-- START OF ITEMS --

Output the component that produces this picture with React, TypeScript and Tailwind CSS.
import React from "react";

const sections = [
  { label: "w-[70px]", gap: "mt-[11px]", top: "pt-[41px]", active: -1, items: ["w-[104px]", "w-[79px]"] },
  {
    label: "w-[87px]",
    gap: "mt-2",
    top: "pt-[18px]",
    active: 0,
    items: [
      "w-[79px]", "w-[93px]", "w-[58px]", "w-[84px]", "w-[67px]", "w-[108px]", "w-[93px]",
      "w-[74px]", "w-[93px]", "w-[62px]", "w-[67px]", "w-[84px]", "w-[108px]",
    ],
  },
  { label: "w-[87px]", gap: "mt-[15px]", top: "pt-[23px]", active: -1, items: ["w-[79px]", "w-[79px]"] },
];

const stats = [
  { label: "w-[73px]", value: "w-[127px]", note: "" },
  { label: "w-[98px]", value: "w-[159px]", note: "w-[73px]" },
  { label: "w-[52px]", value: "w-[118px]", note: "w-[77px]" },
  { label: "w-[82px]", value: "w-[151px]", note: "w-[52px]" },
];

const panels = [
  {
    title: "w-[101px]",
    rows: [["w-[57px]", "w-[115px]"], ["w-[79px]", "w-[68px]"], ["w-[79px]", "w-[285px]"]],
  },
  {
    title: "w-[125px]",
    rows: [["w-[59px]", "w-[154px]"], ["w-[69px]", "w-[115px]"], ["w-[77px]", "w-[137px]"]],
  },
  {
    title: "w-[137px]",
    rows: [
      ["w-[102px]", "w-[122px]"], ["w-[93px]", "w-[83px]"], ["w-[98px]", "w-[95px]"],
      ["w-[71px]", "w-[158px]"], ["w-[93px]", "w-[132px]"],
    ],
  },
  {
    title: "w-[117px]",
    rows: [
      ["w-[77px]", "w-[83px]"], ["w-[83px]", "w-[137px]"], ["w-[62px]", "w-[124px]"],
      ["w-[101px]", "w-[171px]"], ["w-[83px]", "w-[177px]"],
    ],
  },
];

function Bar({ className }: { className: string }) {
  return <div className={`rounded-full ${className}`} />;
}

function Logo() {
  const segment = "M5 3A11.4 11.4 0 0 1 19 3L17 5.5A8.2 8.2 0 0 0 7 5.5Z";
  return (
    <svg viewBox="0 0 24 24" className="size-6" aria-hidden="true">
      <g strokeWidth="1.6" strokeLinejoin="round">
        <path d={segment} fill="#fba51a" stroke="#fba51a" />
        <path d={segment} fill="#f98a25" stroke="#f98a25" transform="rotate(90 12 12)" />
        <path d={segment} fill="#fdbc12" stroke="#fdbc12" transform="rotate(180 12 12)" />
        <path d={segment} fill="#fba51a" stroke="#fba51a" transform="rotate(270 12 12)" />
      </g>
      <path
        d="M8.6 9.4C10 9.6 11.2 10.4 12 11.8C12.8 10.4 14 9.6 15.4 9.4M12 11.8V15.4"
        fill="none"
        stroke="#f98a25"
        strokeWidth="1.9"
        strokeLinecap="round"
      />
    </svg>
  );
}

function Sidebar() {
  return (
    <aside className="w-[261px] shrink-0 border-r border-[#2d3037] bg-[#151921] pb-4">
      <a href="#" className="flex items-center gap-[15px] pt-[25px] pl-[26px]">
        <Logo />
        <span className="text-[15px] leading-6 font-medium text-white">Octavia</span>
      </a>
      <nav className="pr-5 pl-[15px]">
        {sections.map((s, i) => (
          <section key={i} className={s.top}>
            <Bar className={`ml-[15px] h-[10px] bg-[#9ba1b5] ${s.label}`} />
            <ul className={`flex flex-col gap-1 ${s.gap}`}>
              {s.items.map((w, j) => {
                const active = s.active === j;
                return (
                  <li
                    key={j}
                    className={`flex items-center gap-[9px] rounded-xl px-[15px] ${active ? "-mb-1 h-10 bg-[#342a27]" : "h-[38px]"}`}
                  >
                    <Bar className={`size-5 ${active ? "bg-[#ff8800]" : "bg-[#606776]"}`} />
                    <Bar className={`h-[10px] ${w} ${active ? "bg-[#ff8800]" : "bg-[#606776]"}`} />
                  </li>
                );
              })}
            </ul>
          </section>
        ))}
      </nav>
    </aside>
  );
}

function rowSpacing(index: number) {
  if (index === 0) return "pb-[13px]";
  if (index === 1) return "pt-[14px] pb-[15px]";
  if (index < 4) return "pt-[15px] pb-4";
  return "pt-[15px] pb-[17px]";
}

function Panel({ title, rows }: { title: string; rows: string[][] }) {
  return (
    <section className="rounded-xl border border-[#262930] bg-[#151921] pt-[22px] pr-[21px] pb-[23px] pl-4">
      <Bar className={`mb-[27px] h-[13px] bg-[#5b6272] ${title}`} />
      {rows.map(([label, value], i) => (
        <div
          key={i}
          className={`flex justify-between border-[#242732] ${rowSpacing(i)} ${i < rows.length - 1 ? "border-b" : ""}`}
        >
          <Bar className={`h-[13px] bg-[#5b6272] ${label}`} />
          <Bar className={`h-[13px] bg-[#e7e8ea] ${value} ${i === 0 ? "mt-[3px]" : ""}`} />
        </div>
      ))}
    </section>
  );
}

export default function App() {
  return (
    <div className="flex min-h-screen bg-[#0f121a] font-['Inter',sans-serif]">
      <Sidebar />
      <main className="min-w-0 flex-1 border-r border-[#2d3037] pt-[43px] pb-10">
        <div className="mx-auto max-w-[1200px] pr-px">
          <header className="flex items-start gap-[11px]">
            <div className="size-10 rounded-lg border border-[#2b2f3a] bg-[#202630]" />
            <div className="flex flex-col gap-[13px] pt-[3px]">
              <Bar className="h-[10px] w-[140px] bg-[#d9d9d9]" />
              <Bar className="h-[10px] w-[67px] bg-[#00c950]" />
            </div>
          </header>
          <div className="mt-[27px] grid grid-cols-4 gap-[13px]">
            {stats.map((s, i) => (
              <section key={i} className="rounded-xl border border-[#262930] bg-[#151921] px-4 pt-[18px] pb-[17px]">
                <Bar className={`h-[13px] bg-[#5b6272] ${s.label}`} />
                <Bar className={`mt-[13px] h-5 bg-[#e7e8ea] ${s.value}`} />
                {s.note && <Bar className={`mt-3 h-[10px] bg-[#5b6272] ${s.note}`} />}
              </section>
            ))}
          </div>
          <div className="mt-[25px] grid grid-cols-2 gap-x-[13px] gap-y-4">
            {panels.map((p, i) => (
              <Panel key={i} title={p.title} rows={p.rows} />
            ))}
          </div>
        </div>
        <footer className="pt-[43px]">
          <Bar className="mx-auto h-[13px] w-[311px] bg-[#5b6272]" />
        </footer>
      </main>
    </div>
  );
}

-- END OF ITEMS --
-- START OF ITEMS --

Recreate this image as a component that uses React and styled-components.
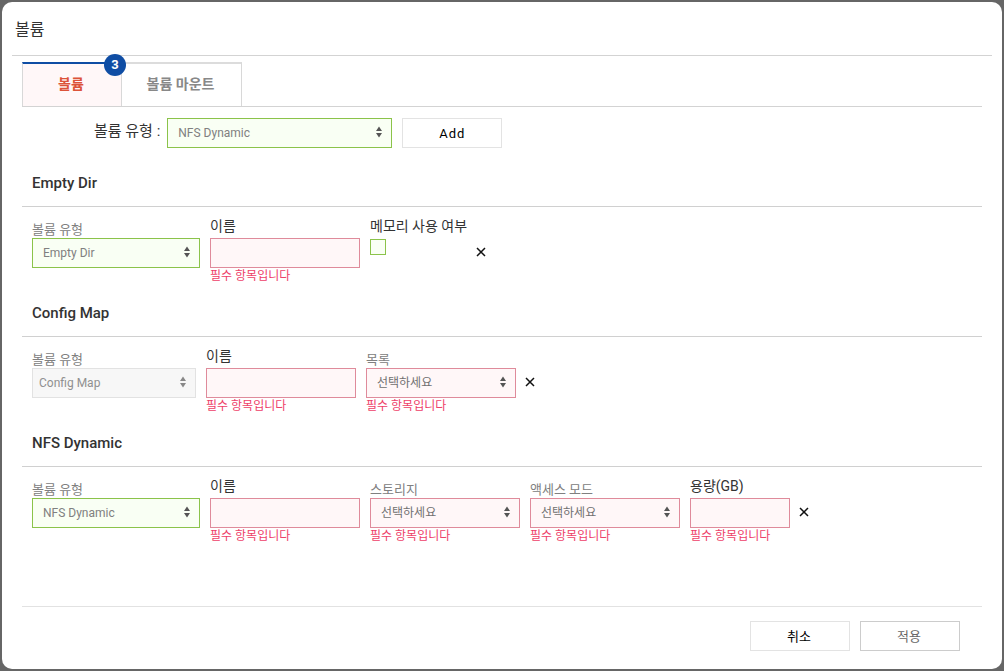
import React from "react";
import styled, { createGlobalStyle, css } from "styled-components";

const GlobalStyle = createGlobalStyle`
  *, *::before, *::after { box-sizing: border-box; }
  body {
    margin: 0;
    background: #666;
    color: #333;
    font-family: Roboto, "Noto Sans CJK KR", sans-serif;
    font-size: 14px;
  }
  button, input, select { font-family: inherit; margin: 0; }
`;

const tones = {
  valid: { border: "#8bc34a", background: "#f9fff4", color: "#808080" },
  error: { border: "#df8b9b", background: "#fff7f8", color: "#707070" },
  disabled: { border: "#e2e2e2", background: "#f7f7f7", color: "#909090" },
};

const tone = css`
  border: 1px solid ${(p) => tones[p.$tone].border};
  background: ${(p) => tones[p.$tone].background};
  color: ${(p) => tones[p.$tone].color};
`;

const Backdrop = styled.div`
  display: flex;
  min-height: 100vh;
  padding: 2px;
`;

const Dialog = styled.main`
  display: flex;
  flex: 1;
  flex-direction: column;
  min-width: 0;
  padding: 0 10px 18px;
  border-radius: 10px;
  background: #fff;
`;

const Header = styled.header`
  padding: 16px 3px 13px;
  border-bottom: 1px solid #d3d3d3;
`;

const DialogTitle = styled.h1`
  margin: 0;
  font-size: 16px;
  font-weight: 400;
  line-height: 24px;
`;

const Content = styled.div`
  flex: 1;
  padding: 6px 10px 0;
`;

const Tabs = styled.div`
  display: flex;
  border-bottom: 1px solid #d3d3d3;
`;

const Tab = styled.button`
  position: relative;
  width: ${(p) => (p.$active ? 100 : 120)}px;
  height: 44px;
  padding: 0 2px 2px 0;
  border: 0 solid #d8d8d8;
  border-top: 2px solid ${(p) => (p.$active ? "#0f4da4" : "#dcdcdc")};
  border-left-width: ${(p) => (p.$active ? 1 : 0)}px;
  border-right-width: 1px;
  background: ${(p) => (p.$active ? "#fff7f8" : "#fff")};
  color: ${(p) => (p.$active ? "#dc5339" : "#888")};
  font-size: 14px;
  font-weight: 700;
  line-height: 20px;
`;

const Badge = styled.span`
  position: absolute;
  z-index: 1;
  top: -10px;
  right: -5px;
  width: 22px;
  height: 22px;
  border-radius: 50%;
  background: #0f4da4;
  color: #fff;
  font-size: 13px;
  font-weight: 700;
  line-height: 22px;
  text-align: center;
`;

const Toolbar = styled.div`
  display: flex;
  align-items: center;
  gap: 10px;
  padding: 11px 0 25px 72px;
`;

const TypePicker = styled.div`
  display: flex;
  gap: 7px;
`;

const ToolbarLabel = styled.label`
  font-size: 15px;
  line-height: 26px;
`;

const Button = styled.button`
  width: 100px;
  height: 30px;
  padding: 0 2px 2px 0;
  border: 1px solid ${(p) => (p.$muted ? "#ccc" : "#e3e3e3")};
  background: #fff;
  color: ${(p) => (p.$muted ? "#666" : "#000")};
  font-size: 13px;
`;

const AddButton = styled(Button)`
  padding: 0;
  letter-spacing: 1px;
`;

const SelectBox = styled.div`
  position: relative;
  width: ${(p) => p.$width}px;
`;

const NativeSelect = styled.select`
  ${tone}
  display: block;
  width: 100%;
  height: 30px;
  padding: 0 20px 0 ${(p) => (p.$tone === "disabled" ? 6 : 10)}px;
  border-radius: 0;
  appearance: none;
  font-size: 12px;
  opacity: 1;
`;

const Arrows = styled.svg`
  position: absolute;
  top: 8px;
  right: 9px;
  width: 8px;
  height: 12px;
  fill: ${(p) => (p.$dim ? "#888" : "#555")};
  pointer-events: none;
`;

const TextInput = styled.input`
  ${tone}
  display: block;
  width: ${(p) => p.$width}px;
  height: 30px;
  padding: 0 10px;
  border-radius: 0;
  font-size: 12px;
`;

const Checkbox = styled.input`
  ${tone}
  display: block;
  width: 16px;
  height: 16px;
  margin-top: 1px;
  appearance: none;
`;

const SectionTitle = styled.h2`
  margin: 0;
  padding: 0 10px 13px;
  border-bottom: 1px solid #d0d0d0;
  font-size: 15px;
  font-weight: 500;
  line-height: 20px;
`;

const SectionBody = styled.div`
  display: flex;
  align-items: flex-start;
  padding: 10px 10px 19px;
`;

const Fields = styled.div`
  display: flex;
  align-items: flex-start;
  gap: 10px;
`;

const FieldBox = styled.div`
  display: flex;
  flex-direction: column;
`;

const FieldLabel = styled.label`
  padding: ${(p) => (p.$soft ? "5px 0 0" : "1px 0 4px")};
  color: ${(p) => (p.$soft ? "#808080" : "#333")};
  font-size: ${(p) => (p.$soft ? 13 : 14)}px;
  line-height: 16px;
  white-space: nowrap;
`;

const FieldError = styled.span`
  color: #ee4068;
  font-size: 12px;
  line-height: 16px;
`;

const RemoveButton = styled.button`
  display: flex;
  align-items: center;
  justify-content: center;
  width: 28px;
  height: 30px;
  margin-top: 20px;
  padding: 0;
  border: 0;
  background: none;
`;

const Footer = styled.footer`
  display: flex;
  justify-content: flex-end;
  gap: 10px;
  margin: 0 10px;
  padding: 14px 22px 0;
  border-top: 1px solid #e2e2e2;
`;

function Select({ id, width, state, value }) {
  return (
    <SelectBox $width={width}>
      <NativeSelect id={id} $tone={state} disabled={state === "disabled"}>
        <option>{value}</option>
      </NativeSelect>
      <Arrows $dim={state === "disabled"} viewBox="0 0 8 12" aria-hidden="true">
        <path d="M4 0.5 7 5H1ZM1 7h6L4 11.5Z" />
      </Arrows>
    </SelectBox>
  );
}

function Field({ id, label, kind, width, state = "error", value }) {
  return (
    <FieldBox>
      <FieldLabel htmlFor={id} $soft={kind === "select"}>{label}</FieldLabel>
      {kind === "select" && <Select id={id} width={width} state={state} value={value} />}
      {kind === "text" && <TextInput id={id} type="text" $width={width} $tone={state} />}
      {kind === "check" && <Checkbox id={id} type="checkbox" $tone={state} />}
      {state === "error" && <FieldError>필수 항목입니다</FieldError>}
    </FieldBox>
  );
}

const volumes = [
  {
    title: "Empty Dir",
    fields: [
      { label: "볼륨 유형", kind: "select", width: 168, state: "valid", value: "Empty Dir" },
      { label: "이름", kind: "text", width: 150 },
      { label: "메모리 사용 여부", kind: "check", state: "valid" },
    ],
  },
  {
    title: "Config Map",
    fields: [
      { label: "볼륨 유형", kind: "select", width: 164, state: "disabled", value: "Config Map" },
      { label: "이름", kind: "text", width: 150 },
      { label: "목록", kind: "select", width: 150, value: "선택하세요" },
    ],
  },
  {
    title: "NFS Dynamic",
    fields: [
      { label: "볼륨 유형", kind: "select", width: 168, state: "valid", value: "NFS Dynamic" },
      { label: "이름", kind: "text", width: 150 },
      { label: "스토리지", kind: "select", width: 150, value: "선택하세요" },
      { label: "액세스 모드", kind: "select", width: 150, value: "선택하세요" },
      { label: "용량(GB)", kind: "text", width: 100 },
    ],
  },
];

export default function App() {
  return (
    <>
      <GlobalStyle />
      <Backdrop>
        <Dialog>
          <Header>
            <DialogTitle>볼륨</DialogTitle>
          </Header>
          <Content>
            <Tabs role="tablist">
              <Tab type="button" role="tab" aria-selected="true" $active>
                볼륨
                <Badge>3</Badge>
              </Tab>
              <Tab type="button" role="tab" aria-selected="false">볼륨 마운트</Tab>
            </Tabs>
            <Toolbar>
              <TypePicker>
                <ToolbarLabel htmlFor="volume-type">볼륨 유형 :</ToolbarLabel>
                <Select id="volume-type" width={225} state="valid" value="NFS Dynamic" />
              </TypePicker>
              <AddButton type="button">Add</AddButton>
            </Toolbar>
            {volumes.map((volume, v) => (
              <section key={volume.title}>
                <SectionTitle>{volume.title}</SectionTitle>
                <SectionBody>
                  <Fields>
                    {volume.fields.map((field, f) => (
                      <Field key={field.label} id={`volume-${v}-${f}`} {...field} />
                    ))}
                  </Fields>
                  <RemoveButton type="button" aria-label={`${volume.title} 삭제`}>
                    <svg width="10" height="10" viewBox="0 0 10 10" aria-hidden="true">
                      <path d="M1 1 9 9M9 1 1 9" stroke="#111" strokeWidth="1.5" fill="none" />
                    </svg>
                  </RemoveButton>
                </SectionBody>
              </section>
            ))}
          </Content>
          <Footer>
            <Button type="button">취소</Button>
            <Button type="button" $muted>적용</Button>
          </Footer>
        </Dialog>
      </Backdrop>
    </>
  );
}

-- END OF ITEMS --

PROBLEM REQUIREMENTS: Examine the records and pull out every line where the string "components" occurs.

FINAL RESULT:
Recreate this image as a component that uses React and styled-components.
import styled, { createGlobalStyle, css } from "styled-components";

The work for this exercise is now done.